Family
My Clueless Caretakers
Surviving the fifties was harder than has been told

I was talking to one of my daughters about how my severe astigmatism had interfered with my father trying to teach me to tell time. She broke in with a question.
“How on earth did they not know you needed glasses? Even looking at your old baby pictures, it’s obvious: there is a kid who cannot see!”
I laughed. “Well,” I said, “I recently learned from my oldest sister that it’s even worse. Nobody noticed her bad eyesight until third grade, even though she had to repeat first grade because of it! How could they have gone through that with her and never noticed my problems a few years later?”
Yes, my parents were just a little unaware of their children. I’ve talked about that with both of my sisters; they get a little bit defensive and say that it was just the times, that everybody’s parents in the forties and fifties were a bit detached. I can accept that; those were simpler times. There were no seatbelts in cars, nobody thought about protective baby seats, and bike helmets were unheard of. Nobody saw the world as a dangerous place to send their kids out to play in. I wouldn’t blame my parents for those dangers.
My sisters also quickly reminded me that our parents provided many, many good things, and I absolutely agree. We had a beautiful home, with a wonderful selection of books and magazines everywhere within, we were well fed, taken to plays and concerts, taught to swim and sail, and to ride horses. But I still maintain that, different times though though they were, some things I remember now seem quite astonishing.
For starters, know that we lived near a large tract of woods. A stream ran through there from the lake, ending in swamps several miles below. We played in those woods, explored them, learned them, followed the old Indian trails, and enjoyed ourselves thoroughly.
We did that even when it was hunting season.
We were not idiots; when we heard gunfire we got the hell out there as quickly as we could. But wouldn’t you think our parents might have warned us about hunting season? Oh, well, no bullet holes in any of us.
When we were not in the woods, we might have been anywhere. We could have walked to the lake to go swimming, or be climbing trees in the back yard. We might have been climbing out our windows so we could jump off the roof; that was great fun. There was a ten P.M. town curfew that blew, and that was the signal for the older kids to skedaddle home.
Our town had a lovely lakefront, with piers and rafts, though we did sometimes have to remove a few leeches when we came out of the water.
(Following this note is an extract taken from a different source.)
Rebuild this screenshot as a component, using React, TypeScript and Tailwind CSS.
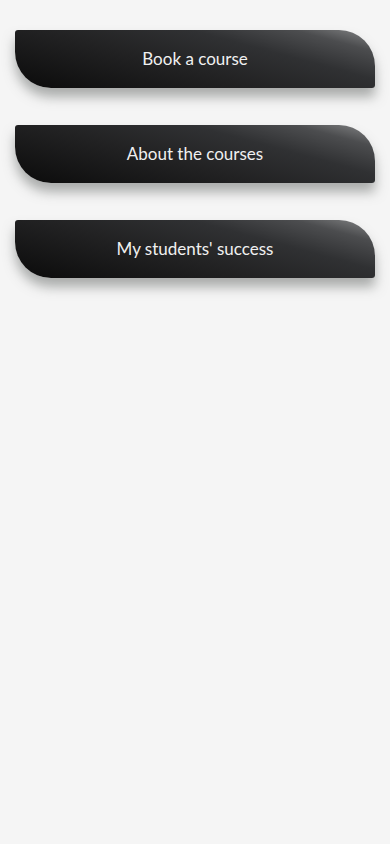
import React from 'react';

const links = ['Book a course', 'About the courses', "My students' success"];

export default function App() {
  return (
    <div className="min-h-[844px] w-full bg-[#f5f5f5] px-[15px] pt-[30px] font-['Lato','Open_Sans',sans-serif]">
      <div className="flex flex-col gap-[37px]">
        {links.map((label) => (
          <button
            key={label}
            type="button"
            className="flex h-[58px] w-full items-center justify-center rounded-tl-[3px] rounded-tr-[36px] rounded-br-[3px] rounded-bl-[36px] bg-[linear-gradient(195deg,#868788_0%,#4c4d4f_14%,#303133_32%,#222223_58%,#0b0b0b_100%)] text-[17px] text-[#f0f0f0] shadow-[0_9px_12px_rgba(95,100,97,0.5)]"
          >
            {label}
          </button>
        ))}
      </div>
    </div>
  );
}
Can you imagine the hysteria today if a child emerged with leeches? As my daughter recently noted, the lake water is much too polluted to support leeches now. That’s progress!
My father kept a pistol in a cabinet drawer. We’d take it out when our parents weren’t looking to marvel at how dangerous it was — he had at least warned us of that!
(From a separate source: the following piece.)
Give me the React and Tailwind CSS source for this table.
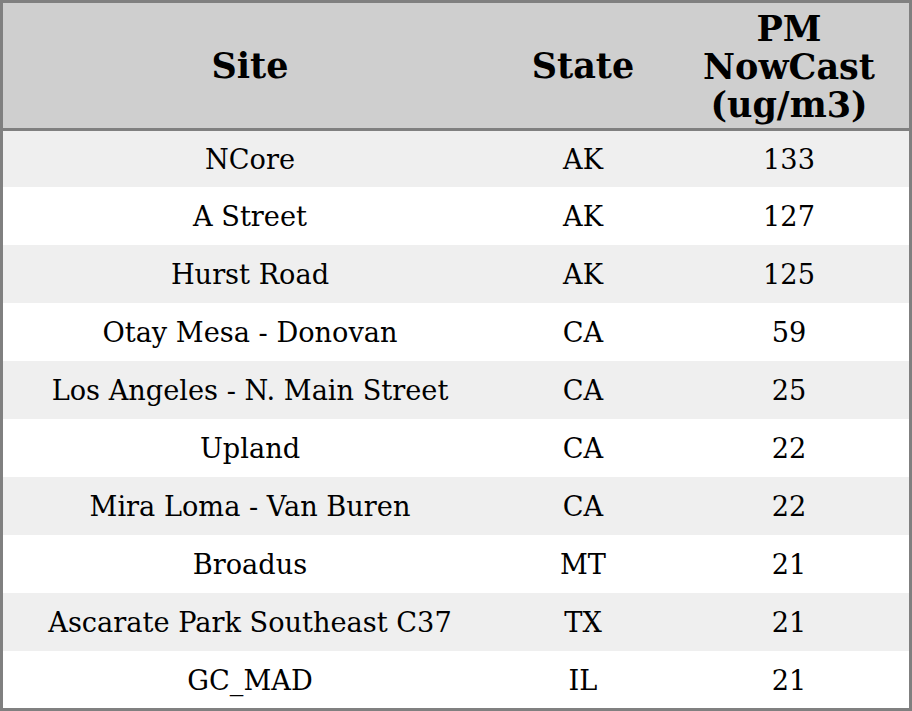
import React from "react";

const rows = [
  ["NCore", "AK", "133"],
  ["A Street", "AK", "127"],
  ["Hurst Road", "AK", "125"],
  ["Otay Mesa - Donovan", "CA", "59"],
  ["Los Angeles - N. Main Street", "CA", "25"],
  ["Upland", "CA", "22"],
  ["Mira Loma - Van Buren", "CA", "22"],
  ["Broadus", "MT", "21"],
  ["Ascarate Park Southeast C37", "TX", "21"],
  ["GC_MAD", "IL", "21"],
];

const heights = ["h-[56px]", "h-[58px]", "h-[58px]", "h-[58px]", "h-[58px]", "h-[58px]", "h-[58px]", "h-[58px]", "h-[58px]", "h-[57px]"];

export default function App() {
  return (
    <div className="w-[912px] h-[711px] bg-white" style={{ fontFamily: "'DejaVu Serif', serif" }}>
      <div className="border-[3px] border-[#808080] flex flex-col">
        <div className="grid grid-cols-[494px_172px_240px] h-[128px] bg-[#cfcfcf] border-b-[3px] border-[#808080] font-bold text-[35px] leading-[38px] text-black">
          <div className="flex items-center justify-center text-center">Site</div>
          <div className="flex items-center justify-center text-center">State</div>
          <div className="flex items-center justify-center text-center pt-[2px]">PM<br />NowCast<br />(ug/m3)</div>
        </div>
        {rows.map((r, i) => (
          <div
            key={i}
            className={`grid grid-cols-[494px_172px_240px] ${heights[i]} pt-[3px] ${i % 2 === 0 ? "bg-[#efefef]" : "bg-white"} text-[27.2px] text-black`}
          >
            <div className="flex items-center justify-center">{r[0]}</div>
            <div className="flex items-center justify-center">{r[1]}</div>
            <div className="flex items-center justify-center">{r[2]}</div>
          </div>
        ))}
      </div>
    </div>
  );
}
When I was very young, an old barn was another place to explore. There were plenty of loose boards in the floor and rusty iron equipment hanging from the walls. Pigs had lived there once; I loved running in circles on the slippery floor. Loved it until I slipped and smashed my left eye against the bumper of a car.
That is still my worst eye. I must have had a terrific shiner as the impact briefly knocked me out, but nobody noticed or even asked about it.
I also liked to dig pig bones out of the black muck out back of that barn. When I say dig, I mean with a stick and my tiny little fingers. When I think now why that earth was so black and damp, I wonder how many times those fingers went in my mouth. I didn’t die, and here I am, still kicking, so maybe that bacterial exposure was good for my immune system?
The sandbox I played in was also our cats’ giant litter box. We all got ringworm from that, but our veterinarian treated us with the same medicine he gave us for the cats, so that was good, right?
I’m sure my parents taught me how to wash my hands and brush my teeth, but they didn’t follow up to make sure I actually did those things often. My teeth were not helped by the half cup of sugar my mother taught me to put on my cereal. No doubt many of my later cavities also came from the sugar-laden Zarex mom served us.
You’d think that someone might have noticed that I wore my bathing suit most of one summer without ever putting it in the laundry. Nobody noticed what must have been an awful stench. Only our doctor suggested an obvious cure when I went to him complaining of a vicious rash and pain.
Oh, yes, there was also that time the whole family forgot that I existed.
Driving with Mom was an adventure. The passenger door wouldn’t stay shut. My father did rope it shut after I almost slid out of it as Mom rounded a corner too quickly.
Dad was good to us. He’d let us sit in the back of our station wagon with the tailgate open. Ostensibly we’d enjoy fresh air, though mixed with plenty of lead infused exhaust fumes. No, of course, no seatbelts held us in. Cars didn’t have seatbelts then.
I mentioned that our house was full of books and magazines. It was also full of ashtrays. Mom smoked cigarettes, Dad had his pipes. We experimented with both, of course. We hardly needed to; the house was hazy with smoke, and so were our lungs.
We only ate white bread, we drank from the garden hose. Our gardeners know better than that today, but I guess no one did then. I had a BB gun and a four and a half inch hunting knife. Very appropriate for a young boy in the 1800’s, I imagine.

But we all survived. So did our friends, at least through childhood.
Not bad for feral children of the fifties.